Jerome Robbins is a born overachiever. It is hard to see how he could have crammed more outstanding artistic accomplishment into his 62 years than he actually has.

Durable reputations have been made on far less than his 1957 collaboration with Leonard Bernstein, "West Side Story," which he conceived, directed and choreographed for the stage, and then choreographed and codirected for the screen. But Robbins also has "Fiddler on the Roof" to his credit -- arguably the finest example of its genre. And this is only the tip of his musical-theater iceberg, which includes more than 15 productions to which he contributed in one or another capacity, including such landmark shows as "On the Town," "Call Me Madam," "Pajama Game," "Bells Are Ringing" and "Gypsy."

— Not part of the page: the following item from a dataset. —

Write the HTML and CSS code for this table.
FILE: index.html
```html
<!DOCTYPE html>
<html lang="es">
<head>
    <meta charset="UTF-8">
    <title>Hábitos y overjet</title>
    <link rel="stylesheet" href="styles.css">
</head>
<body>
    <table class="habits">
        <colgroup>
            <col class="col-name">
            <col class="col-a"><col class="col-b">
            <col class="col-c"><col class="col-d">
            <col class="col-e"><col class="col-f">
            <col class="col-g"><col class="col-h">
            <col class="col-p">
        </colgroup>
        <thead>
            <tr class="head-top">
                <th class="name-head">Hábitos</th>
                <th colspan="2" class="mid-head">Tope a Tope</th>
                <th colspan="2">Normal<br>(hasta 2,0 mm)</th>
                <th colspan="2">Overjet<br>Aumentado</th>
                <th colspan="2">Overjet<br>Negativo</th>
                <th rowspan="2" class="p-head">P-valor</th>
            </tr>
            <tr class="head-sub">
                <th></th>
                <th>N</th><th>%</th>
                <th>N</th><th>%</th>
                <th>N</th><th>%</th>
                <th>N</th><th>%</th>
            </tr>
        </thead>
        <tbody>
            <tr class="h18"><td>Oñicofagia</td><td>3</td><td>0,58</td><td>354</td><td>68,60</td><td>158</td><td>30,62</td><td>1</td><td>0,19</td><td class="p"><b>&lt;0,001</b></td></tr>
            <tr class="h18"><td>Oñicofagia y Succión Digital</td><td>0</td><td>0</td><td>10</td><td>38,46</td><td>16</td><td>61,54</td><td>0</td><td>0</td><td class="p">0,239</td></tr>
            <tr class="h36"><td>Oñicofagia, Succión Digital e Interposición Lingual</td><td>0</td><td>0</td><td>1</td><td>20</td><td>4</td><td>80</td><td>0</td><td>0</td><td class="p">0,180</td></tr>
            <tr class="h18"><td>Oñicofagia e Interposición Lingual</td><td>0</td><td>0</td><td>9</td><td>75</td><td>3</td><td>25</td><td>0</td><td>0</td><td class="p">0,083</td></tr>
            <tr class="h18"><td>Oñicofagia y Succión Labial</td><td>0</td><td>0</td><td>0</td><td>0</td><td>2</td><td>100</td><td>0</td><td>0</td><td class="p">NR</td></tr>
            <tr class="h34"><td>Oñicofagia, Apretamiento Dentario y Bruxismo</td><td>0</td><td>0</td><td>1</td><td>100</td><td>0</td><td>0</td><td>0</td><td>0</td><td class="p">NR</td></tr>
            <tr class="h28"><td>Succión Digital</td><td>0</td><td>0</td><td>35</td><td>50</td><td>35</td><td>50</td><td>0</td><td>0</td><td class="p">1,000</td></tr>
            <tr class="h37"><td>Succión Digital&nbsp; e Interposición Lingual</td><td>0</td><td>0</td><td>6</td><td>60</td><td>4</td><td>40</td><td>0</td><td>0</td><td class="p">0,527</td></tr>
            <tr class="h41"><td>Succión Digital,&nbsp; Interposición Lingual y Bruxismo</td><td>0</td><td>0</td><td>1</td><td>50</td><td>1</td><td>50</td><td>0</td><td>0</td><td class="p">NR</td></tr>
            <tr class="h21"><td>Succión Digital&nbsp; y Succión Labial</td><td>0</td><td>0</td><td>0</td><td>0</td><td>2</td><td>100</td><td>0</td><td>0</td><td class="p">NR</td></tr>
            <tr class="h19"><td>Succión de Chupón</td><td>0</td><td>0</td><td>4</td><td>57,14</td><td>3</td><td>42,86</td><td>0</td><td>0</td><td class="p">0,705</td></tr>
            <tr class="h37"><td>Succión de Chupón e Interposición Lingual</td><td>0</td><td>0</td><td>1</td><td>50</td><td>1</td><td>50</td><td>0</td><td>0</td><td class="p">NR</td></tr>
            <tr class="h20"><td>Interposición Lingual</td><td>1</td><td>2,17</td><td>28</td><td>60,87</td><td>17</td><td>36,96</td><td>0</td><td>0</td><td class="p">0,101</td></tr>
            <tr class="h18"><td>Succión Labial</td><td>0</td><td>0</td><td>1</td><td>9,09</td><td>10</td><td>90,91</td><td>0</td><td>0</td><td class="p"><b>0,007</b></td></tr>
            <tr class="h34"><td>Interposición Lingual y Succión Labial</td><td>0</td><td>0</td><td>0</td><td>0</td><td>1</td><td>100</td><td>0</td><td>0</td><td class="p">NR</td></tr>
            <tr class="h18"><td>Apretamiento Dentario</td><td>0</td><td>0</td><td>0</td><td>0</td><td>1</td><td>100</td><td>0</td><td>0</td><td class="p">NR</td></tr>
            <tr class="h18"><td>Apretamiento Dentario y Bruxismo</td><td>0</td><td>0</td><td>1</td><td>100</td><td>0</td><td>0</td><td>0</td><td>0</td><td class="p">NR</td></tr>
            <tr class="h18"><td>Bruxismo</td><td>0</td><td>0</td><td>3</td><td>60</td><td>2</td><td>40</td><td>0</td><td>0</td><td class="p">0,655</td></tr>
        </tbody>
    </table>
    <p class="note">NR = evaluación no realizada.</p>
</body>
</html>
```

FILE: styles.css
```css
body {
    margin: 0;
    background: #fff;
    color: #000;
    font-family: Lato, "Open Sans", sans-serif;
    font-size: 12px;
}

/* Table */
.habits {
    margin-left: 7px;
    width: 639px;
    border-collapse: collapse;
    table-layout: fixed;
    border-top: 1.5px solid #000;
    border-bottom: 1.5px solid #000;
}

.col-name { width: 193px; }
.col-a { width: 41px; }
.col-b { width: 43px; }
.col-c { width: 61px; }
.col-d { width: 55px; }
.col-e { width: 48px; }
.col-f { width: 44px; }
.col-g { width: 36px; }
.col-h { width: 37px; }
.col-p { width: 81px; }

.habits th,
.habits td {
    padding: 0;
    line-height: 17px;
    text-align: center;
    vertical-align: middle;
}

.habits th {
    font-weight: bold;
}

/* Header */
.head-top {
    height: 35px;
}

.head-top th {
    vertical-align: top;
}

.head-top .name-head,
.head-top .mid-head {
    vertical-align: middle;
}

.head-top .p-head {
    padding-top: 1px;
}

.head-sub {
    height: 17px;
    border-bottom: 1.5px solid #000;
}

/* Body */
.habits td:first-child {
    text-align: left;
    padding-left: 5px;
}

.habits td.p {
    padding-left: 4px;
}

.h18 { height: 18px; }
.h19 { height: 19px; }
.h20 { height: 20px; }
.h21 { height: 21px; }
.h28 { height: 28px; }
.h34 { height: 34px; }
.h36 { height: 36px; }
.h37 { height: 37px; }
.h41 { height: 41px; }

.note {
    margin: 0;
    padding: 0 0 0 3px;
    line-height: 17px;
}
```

In a sense, moreover, Robbins' endeavors in musical theater are but a glorified sideline, a glittering detour in a classical ballet career that has left him the most prolific and widely esteemed native-born American choreographer ever to appear in the field, and second only to George Balanchine (an earlier Kennedy Center honoree) as a supplier of masterworks for the New York City Ballet. His very first ballet, "Fancy Free" (created for Ballet Theatre in 1944) seems as fresh, funny and brilliant as ever in its secure place in contemporary repertoire, and the roughly 60 ballets that followed have included such remarkable works as "The Cage," "Afternoon of a Faun," "Les Noces," "Dances at a Gathering," "Goldberg Variations," "Other Dances," and the recent "Piano Pieces" for the NYC Ballet's Tchaikovsky Festival earlier this year.

Add to all this Robbins' manifold enterprises on television, in spoken drama, opera and the movies and you begin to get a sense of the man's creative dimension. Nor has public recognition eluded him; when he receives his award from the Kennedy Center tonight, he will have to find room on a trophy shelf already filled to bursting with two Oscars, four Tonys, an Emmy, a Drama Critics Award, two Dance Magazine Awards, the Capezio Award and dozens more.

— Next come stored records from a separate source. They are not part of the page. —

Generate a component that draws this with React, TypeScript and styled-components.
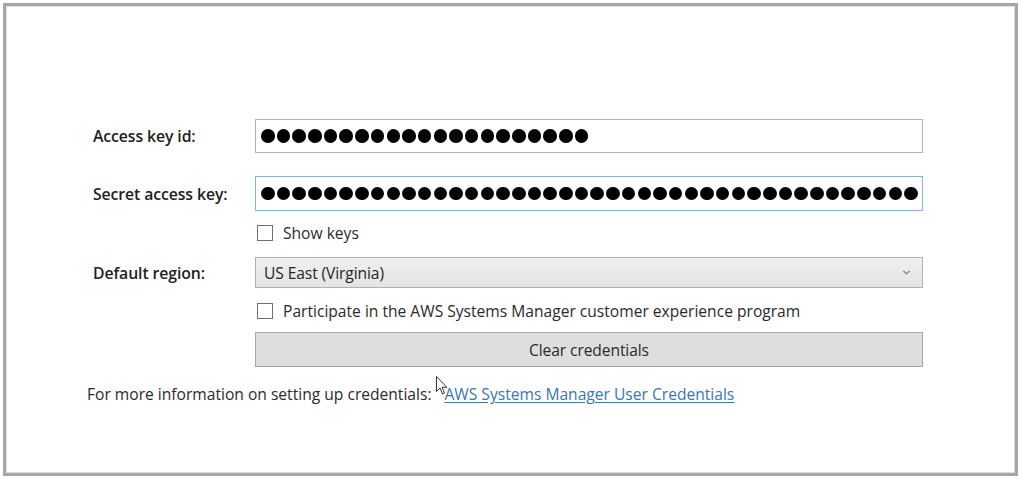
import React from "react";
import styled, { createGlobalStyle } from "styled-components";
import { ChevronDown } from "lucide-react";

const Global = createGlobalStyle`
  html, body { margin: 0; padding: 0; background: #ffffff; }
  body { font-family: "Open Sans", "Noto Sans", "Liberation Sans", sans-serif; color: #222; }
  * { box-sizing: border-box; }
`;

const Frame = styled.div`
  margin: 3px 0 0 3px;
  width: 1015px;
  height: 473px;
  border: 3px solid #a6a6a6;
  box-shadow: inset 0 0 0 1px #dcdcdc;
  background: #fff;
  padding: 113px 0 0 81px;
`;

const Form = styled.div`
  display: flex;
  flex-direction: column;
  padding-left: 6px;
  width: 836px;
`;

const Row = styled.div<{ $mt: number; $h: number }>`
  display: flex;
  align-items: center;
  margin-top: ${(p) => p.$mt}px;
  height: ${(p) => p.$h}px;
`;

const Label = styled.div`
  width: 162px;
  flex: none;
  font-size: 15.8px;
  font-weight: 600;
  color: #1e1e1e;
  letter-spacing: -0.1px;
`;

const Field = styled.div<{ $focused?: boolean }>`
  width: 669px;
  height: 100%;
  border: 1px solid ${(p) => (p.$focused ? "#86b5e2" : "#b4b4b4")};
  background: #fff;
  display: flex;
  align-items: center;
  padding-left: 5px;
  gap: 2.2px;
`;

const Dot = styled.span`
  width: 13.5px;
  height: 13.5px;
  border-radius: 50%;
  background: #000;
  flex: none;
`;

const CheckRow = styled.label`
  display: flex;
  align-items: center;
  gap: 10px;
  font-size: 15.6px;
  color: #2a2a2a;
  margin-left: 2px;
`;

const Box = styled.span`
  width: 16px;
  height: 16px;
  border: 1px solid #6f6f6f;
  background: #fff;
  flex: none;
`;

const Select = styled.div`
  width: 669px;
  height: 100%;
  border: 1px solid #b2b2b2;
  background: linear-gradient(#efefef, #e4e4e4);
  display: flex;
  align-items: center;
  justify-content: space-between;
  padding: 0 10px 0 8px;
  font-size: 15.6px;
  color: #252525;
  letter-spacing: -0.1px;
`;

const Button = styled.div`
  width: 669px;
  height: 100%;
  border: 1px solid #a5a5a5;
  background: #dedede;
  display: flex;
  align-items: center;
  justify-content: center;
  font-size: 15.6px;
  color: #2a2a2a;
  letter-spacing: -0.1px;
`;

const Footer = styled.div`
  position: relative;
  margin-top: 17px;
  font-size: 15.6px;
  line-height: 21px;
  color: #2a2a2a;
  display: flex;
  gap: 13px;
`;

const Link = styled.a`
  color: #3a76b4;
  text-decoration: underline;
  text-underline-offset: 2px;
`;

const Cursor = styled.svg`
  position: absolute;
  left: 349px;
  top: -8px;
`;

const Dots = ({ n }: { n: number }) => (
  <>
    {Array.from({ length: n }).map((_, i) => (
      <Dot key={i} />
    ))}
  </>
);

export default function App() {
  return (
    <>
      <Global />
      <Frame>
        <Form>
          <Row $mt={0} $h={34}>
            <Label>Access key id:</Label>
            <Field>
              <Dots n={21} />
            </Field>
          </Row>
          <Row $mt={23} $h={35}>
            <Label>Secret access key:</Label>
            <Field $focused>
              <Dots n={42} />
            </Field>
          </Row>
          <Row $mt={14} $h={16}>
            <Label />
            <CheckRow>
              <Box />
              Show keys
            </CheckRow>
          </Row>
          <Row $mt={16} $h={31}>
            <Label>Default region:</Label>
            <Select>
              <span>US East (Virginia)</span>
              <ChevronDown size={11} color="#777" strokeWidth={2.5} />
            </Select>
          </Row>
          <Row $mt={15} $h={16}>
            <Label />
            <CheckRow>
              <Box />
              Participate in the AWS Systems Manager customer experience program
            </CheckRow>
          </Row>
          <Row $mt={13} $h={35}>
            <Label />
            <Button>Clear credentials</Button>
          </Row>
        </Form>
        <Footer>
          <span>For more information on setting up credentials:</span>
          <Link href="#">AWS Systems Manager User Credentials</Link>
          <Cursor width="12" height="20" viewBox="0 0 12 20">
            <path
              d="M0.5 0.5 L0.5 15.5 L4 12 L6.5 18 L8.5 17 L6 11.3 L10.8 11.3 Z"
              fill="#fff"
              stroke="#333"
              strokeWidth="1"
            />
          </Cursor>
        </Footer>
      </Frame>
    </>
  );
}
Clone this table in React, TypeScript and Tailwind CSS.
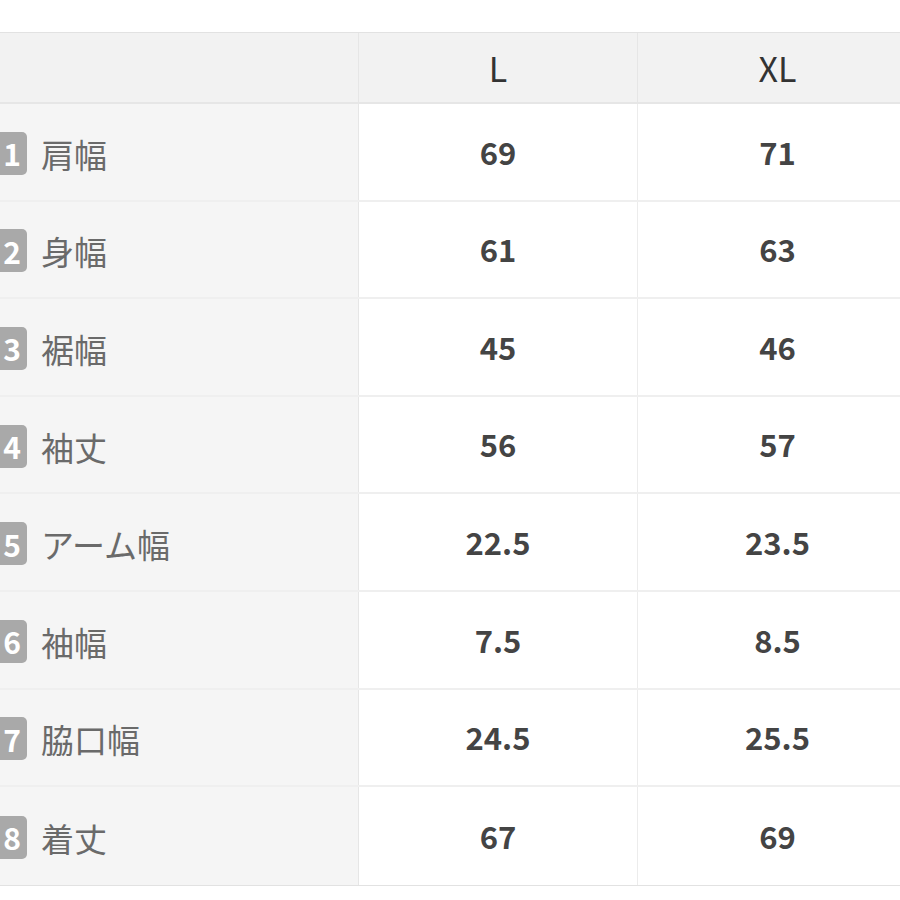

As fond as he remains of his many works in active repertory -- "I especially admire the current New York City Ballet production of 'Fancy Free,' " he said the other day on the phone from New York -- he also finds himself "thinking about the ones that aren't on the boards, but that might still be -- what's the word? -- viable."

There's no sign of Robbins tapering off: He's begun work on a new ballet. "The music is Gershwin's 'Concerto in F,' " he says. "So far it's going very slowly. The pieces for the Tchaikovsky Festival went very fast, but this one might be more of a large group work, and that usually proceeds more slowly than a work involving mainly individuals."

Jostling around in his cranium are ideas for numbers of other projects, some new, some of long standing. "The one I care about the most is the hardest for me to talk about," he says. "It's very, very personal, a theater piece that I've been trying to push around -- no, that's not right -- I've been trying to solve it, for years. It involves most of what I know about the performing arts. Maybe it will just stay on paper, and end up a posthumous 'writing,' or maybe I'll find a way of getting it on. What I need is a workshop time, and not having to worry about getting it produced. It would be somewhat autobiographical, but not in a realistic way; I'd call it a dream or fantasy relating to events or feelings in my life. On second thought, it would be misleading to call it autobiographical -- it would deal more with phantasmagorical reactions to developments in my world."